[RECORDS SHOWN]
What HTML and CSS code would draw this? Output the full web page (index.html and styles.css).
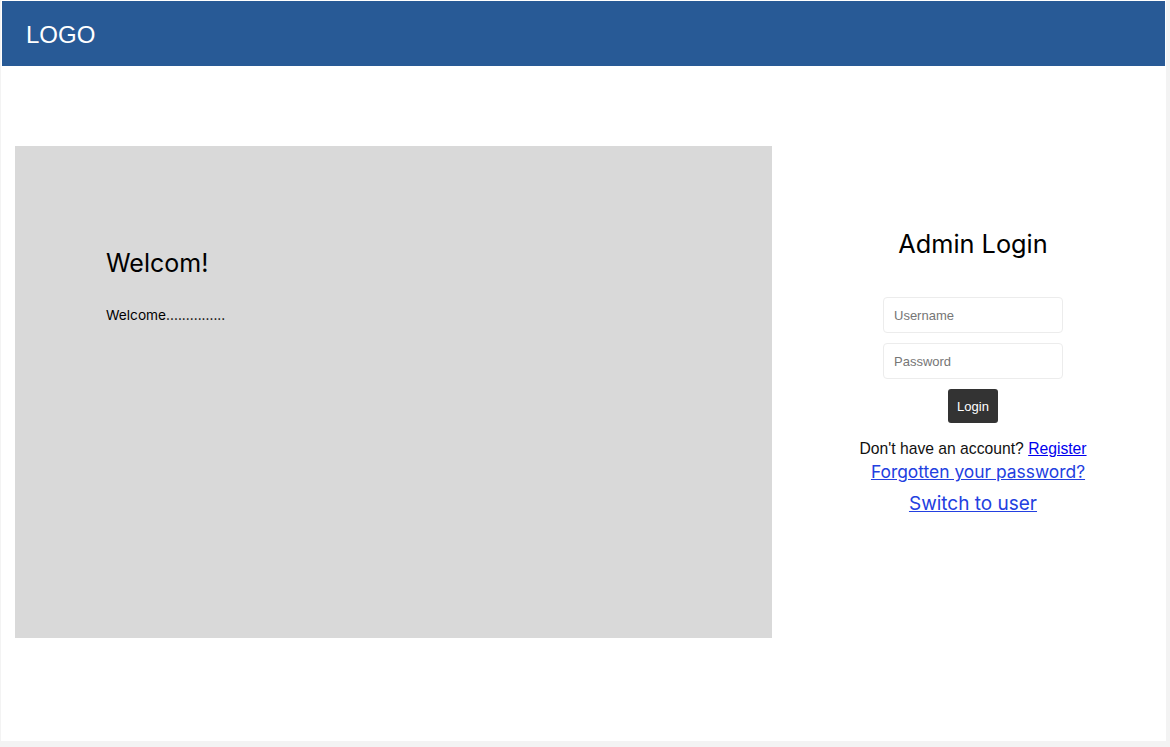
FILE: index.html
```html
<!DOCTYPE html>
<html lang="en">
<head>
<meta charset="utf-8">
<title>Admin Login</title>
<link rel="stylesheet" href="styles.css">
</head>
<body>
<div class="page">
  <header class="topbar">
    <div class="logo">LOGO</div>
  </header>
  <main class="content">
    <section class="welcome">
      <h1 class="welcome-title">Welcom!</h1>
      <p class="welcome-text">Welcome...............</p>
    </section>
    <section class="login">
      <h2 class="login-title">Admin Login</h2>
      <form class="login-form">
        <input class="field" type="text" placeholder="Username">
        <input class="field" type="password" placeholder="Password">
        <button class="btn" type="button">Login</button>
      </form>
      <p class="register">Don't have an account? <a href="#" class="reg-link">Register</a></p>
      <a href="#" class="link forgot">Forgotten your password?</a>
      <a href="#" class="link switch">Switch to user</a>
    </section>
  </main>
</div>
</body>
</html>
```
FILE: styles.css
```css
html, body {
  margin: 0;
  padding: 0;
}
body {
  background: #f3f3f3;
  width: 1170px;
  height: 747px;
  overflow: hidden;
}
.page {
  margin-left: 1px;
  width: 1165px;
  height: 741px;
  background: #ffffff;
  padding-top: 1px;
  box-sizing: border-box;
}
.topbar {
  margin: 0 1px 0 1px;
  height: 65px;
  background: #285a96;
  display: flex;
  align-items: center;
  padding: 2px 0 0 24px;
  box-sizing: border-box;
}
.logo {
  color: #ffffff;
  font-family: "Liberation Sans", Arial, sans-serif;
  font-size: 24px;
  line-height: 28px;
}
.content {
  display: flex;
  margin-top: 80px;
  padding-left: 14px;
}
.welcome {
  width: 757px;
  height: 492px;
  background: #d9d9d9;
  padding: 102px 0 0 91px;
  box-sizing: border-box;
  font-family: Inter, "Noto Sans", sans-serif;
  color: #000;
}
.welcome-title {
  margin: 0;
  font-size: 25px;
  font-weight: 400;
  line-height: 30px;
}
.welcome-text {
  margin: 27px 0 0;
  font-size: 13.7px;
  line-height: 20px;
}
.login {
  flex: 1;
  display: flex;
  flex-direction: column;
  align-items: center;
  padding: 82px 0 0 8px;
  font-family: Inter, "Noto Sans", sans-serif;
}
.login-title {
  margin: 0;
  font-size: 25.3px;
  font-weight: 400;
  line-height: 32px;
  color: #000;
}
.login-form {
  margin-top: 37px;
  display: flex;
  flex-direction: column;
  align-items: center;
  gap: 10px;
}
.field {
  width: 180px;
  height: 36px;
  box-sizing: border-box;
  border: 1px solid #ececec;
  border-radius: 4px;
  padding: 0 10px;
  font-family: "Liberation Sans", Arial, sans-serif;
  font-size: 13px;
  color: #333;
  background: #fff;
  outline: none;
}
.field::placeholder {
  color: #767676;
}
.btn {
  width: 50px;
  height: 34px;
  border: none;
  border-radius: 3px;
  background: #333333;
  color: #ffffff;
  font-family: "Liberation Sans", Arial, sans-serif;
  font-size: 13px;
  padding: 0;
}
.register {
  margin: 16px 0 0;
  font-family: "Liberation Sans", Arial, sans-serif;
  font-size: 15.7px;
  line-height: 20px;
  color: #111;
}
.reg-link {
  color: #0000ee;
}
.link {
  color: #2340e0;
  text-decoration: underline;
  display: block;
}
.forgot {
  margin-top: 2px;
  font-size: 17.4px;
  line-height: 22px;
  padding-left: 10px;
}
.switch {
  margin-top: 8px;
  font-size: 19px;
  line-height: 26px;
}
```
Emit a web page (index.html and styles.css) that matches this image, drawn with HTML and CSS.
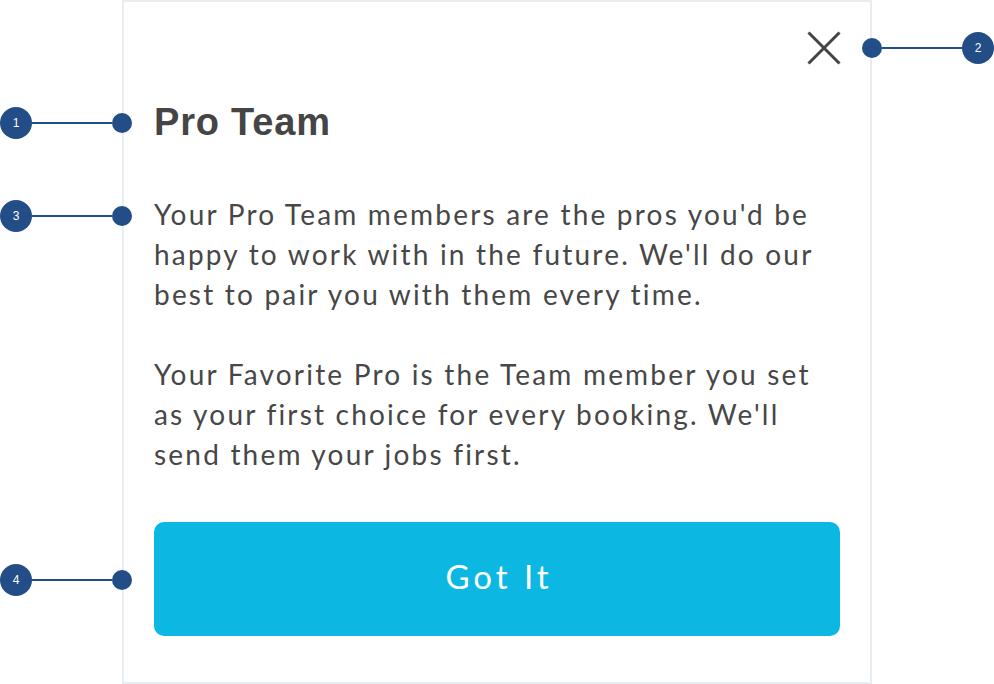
FILE: index.html
```html
<!DOCTYPE html>
<html lang="en">
<head>
<meta charset="utf-8">
<title>Pro Team</title>
<link rel="stylesheet" href="styles.css">
</head>
<body>
<main class="card">
  <div class="card-top">
    <button class="close" aria-label="Close">
      <svg width="34" height="34" viewBox="0 0 34 34" aria-hidden="true">
        <path d="M1.5 1.5 L32.5 32.5 M32.5 1.5 L1.5 32.5" stroke="#444444" stroke-width="3" fill="none"/>
      </svg>
    </button>
  </div>
  <h1 class="title">Pro Team</h1>
  <p class="text">Your Pro Team members are the pros you'd be happy to work with in the future. We'll do our best to pair you with them every time.</p>
  <p class="text text-second">Your Favorite Pro is the Team member you set as your first choice for every booking. We'll send them your jobs first.</p>
  <button class="cta">Got It</button>
</main>

<div class="callout callout-1"><span class="badge">1</span><span class="line"></span><span class="dot"></span></div>
<div class="callout callout-2 callout-right"><span class="badge">2</span><span class="line"></span><span class="dot"></span></div>
<div class="callout callout-3"><span class="badge">3</span><span class="line"></span><span class="dot"></span></div>
<div class="callout callout-4"><span class="badge">4</span><span class="line"></span><span class="dot"></span></div>
</body>
</html>
```
FILE: styles.css
```css
html, body {
  margin: 0;
  padding: 0;
  background: #ffffff;
}

body {
  position: relative;
  width: 994px;
  height: 684px;
  overflow: hidden;
  font-family: "Lato", "Liberation Sans", sans-serif;
}

.card {
  box-sizing: border-box;
  margin-left: 122px;
  width: 750px;
  height: 684px;
  border: 2px solid #e7edf0;
  padding: 30px 30px 46px;
  display: flex;
  flex-direction: column;
}

.card-top {
  display: flex;
  justify-content: flex-end;
  height: 34px;
}

.close {
  border: 0;
  padding: 0;
  margin: -1px -1px 0 0;
  background: none;
  width: 34px;
  height: 34px;
  cursor: pointer;
}

.close svg {
  display: block;
}

.title {
  margin: 33px 0 0;
  font-family: "Liberation Sans", Arial, sans-serif;
  font-weight: 700;
  font-size: 38px;
  line-height: 46px;
  letter-spacing: 0.8px;
  color: #454545;
}

.text {
  margin: 49px 0 0;
  font-size: 28px;
  line-height: 40px;
  letter-spacing: 2.2px;
  color: #474747;
}

.text-second {
  margin-top: 40px;
}

.cta {
  margin-top: 48px;
  height: 114px;
  border: 0;
  border-radius: 10px;
  background: #0cb8e2;
  color: #ffffff;
  font-family: "Lato", "Liberation Sans", sans-serif;
  font-size: 33px;
  letter-spacing: 4px;
  padding: 0 0 6px 4px;
  cursor: pointer;
}

.callout {
  position: absolute;
  left: 0;
  width: 132px;
  height: 32px;
  display: flex;
  align-items: center;
}

.callout-right {
  left: 862px;
  flex-direction: row-reverse;
}

.callout-1 { top: 107px; }
.callout-2 { top: 32px; }
.callout-3 { top: 200px; }
.callout-4 { top: 564px; }

.badge {
  flex: none;
  width: 32px;
  height: 32px;
  border-radius: 50%;
  background: #234d86;
  color: #ffffff;
  font-family: "Liberation Sans", Arial, sans-serif;
  font-size: 12px;
  display: flex;
  align-items: center;
  justify-content: center;
}

.line {
  flex: 1;
  height: 2px;
  background: #234d86;
}

.dot {
  flex: none;
  width: 20px;
  height: 20px;
  border-radius: 50%;
  background: #234d86;
}
```
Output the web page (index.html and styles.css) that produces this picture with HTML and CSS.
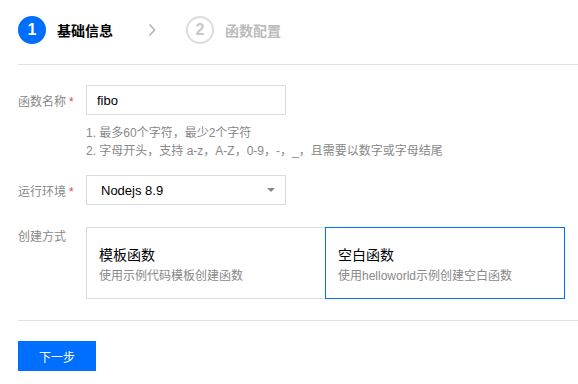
FILE: index.html
```html
<!DOCTYPE html>
<html lang="zh-CN">
<head>
  <meta charset="UTF-8" />
  <meta name="viewport" content="width=device-width, initial-scale=1.0"/>
  <title>新建函数</title>
  <link rel="stylesheet" href="styles.css">
</head>
<body>
  <div class="page">
    <div class="steps">
      <div class="step active">
        <span class="step-num">1</span>
        <span class="step-title">基础信息</span>
      </div>
      <svg class="step-arrow" width="8" height="14" viewBox="0 0 8 14">
        <polyline points="1.5,1.5 6.5,7 1.5,12.5" fill="none" stroke="#b3b3b3" stroke-width="1.6"/>
      </svg>
      <div class="step">
        <span class="step-num">2</span>
        <span class="step-title">函数配置</span>
      </div>
    </div>

    <div class="form">
      <div class="row">
        <label class="label">函数名称<span class="req">*</span></label>
        <input class="input" type="text" value="fibo">
      </div>
      <div class="hints">
        <p>1. 最多60个字符，最少2个字符</p>
        <p>2. 字母开头，支持 a-z，A-Z，0-9，-，_，且需要以数字或字母结尾</p>
      </div>

      <div class="row runtime">
        <label class="label">运行环境<span class="req">*</span></label>
        <div class="select">
          <span>Nodejs 8.9</span>
          <i class="caret"></i>
        </div>
      </div>

      <div class="row create">
        <label class="label top">创建方式</label>
        <div class="cards">
          <div class="card">
            <div class="card-title">模板函数</div>
            <div class="card-desc">使用示例代码模板创建函数</div>
          </div>
          <div class="card selected">
            <div class="card-title">空白函数</div>
            <div class="card-desc">使用helloworld示例创建空白函数</div>
          </div>
        </div>
      </div>
    </div>

    <div class="footer">
      <button class="btn-primary">下一步</button>
    </div>
  </div>
</body>
</html>
```

FILE: styles.css
```css
body {
  margin: 0;
  background: #fff;
  font-family: "Liberation Sans", "Noto Sans CJK SC", sans-serif;
  color: #000;
}
.page {
  padding-left: 18px;
}
.steps {
  display: flex;
  align-items: center;
  padding: 16px 0 20px;
  border-bottom: 1px solid #e2e2e2;
}
.step {
  display: flex;
  align-items: center;
}
.step-num {
  width: 24px;
  height: 24px;
  border: 2px solid #dcdcdc;
  border-radius: 50%;
  display: flex;
  align-items: center;
  justify-content: center;
  font-size: 16px;
  font-weight: bold;
  color: #c8c8c8;
}
.step-title {
  margin-left: 11px;
  font-size: 14px;
  font-weight: bold;
  color: #bbb;
}
.step.active .step-num {
  background: #006eff;
  border-color: #006eff;
  color: #fff;
}
.step.active .step-title {
  color: #000;
}
.step-arrow {
  margin: 0 30px 0 35px;
}
.form {
  margin-top: 20px;
}
.row {
  display: flex;
  align-items: center;
}
.label {
  width: 68px;
  flex-shrink: 0;
  font-size: 12px;
  color: #888;
}
.label.top {
  align-self: flex-start;
  line-height: 20px;
}
.req {
  color: #e54545;
  margin-left: 3px;
}
.input {
  box-sizing: border-box;
  width: 200px;
  height: 30px;
  border: 1px solid #dcdcdc;
  padding: 0 10px;
  font-family: inherit;
  font-size: 13px;
  color: #000;
  outline: none;
}
.hints {
  margin: 9px 0 0 68px;
  font-size: 12px;
  line-height: 18px;
  color: #888;
}
.hints p {
  margin: 0;
}
.runtime {
  margin-top: 15px;
}
.select {
  box-sizing: border-box;
  width: 200px;
  height: 30px;
  border: 1px solid #dcdcdc;
  padding: 0 10px 0 14px;
  display: flex;
  align-items: center;
  justify-content: space-between;
  font-size: 13px;
}
.caret {
  width: 0;
  height: 0;
  border-top: 4px solid #888;
  border-left: 4px solid transparent;
  border-right: 4px solid transparent;
}
.create {
  margin-top: 22px;
}
.cards {
  display: flex;
}
.card {
  box-sizing: border-box;
  width: 240px;
  height: 72px;
  border: 1px solid #dcdcdc;
  padding: 17px 12px 0;
}
.card.selected {
  border-color: #006eff;
  margin-left: -1px;
}
.card-title {
  font-size: 14px;
  line-height: 20px;
  color: #000;
}
.card-desc {
  margin-top: 2px;
  font-size: 12px;
  line-height: 18px;
  color: #888;
}
.footer {
  margin-top: 21px;
  border-top: 1px solid #e2e2e2;
  padding-top: 20px;
}
.btn-primary {
  width: 78px;
  height: 30px;
  border: none;
  background: #006eff;
  color: #fff;
  font-family: inherit;
  font-size: 12px;
  cursor: pointer;
}
```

[AIM OF THE EXERCISE] Gather up the lines containing the word "this" from these records and copy them.

[WRITTEN RESPONSE]
What HTML and CSS code would draw this? Output the full web page (index.html and styles.css).
Emit a web page (index.html and styles.css) that matches this image, drawn with HTML and CSS.
Output the web page (index.html and styles.css) that produces this picture with HTML and CSS.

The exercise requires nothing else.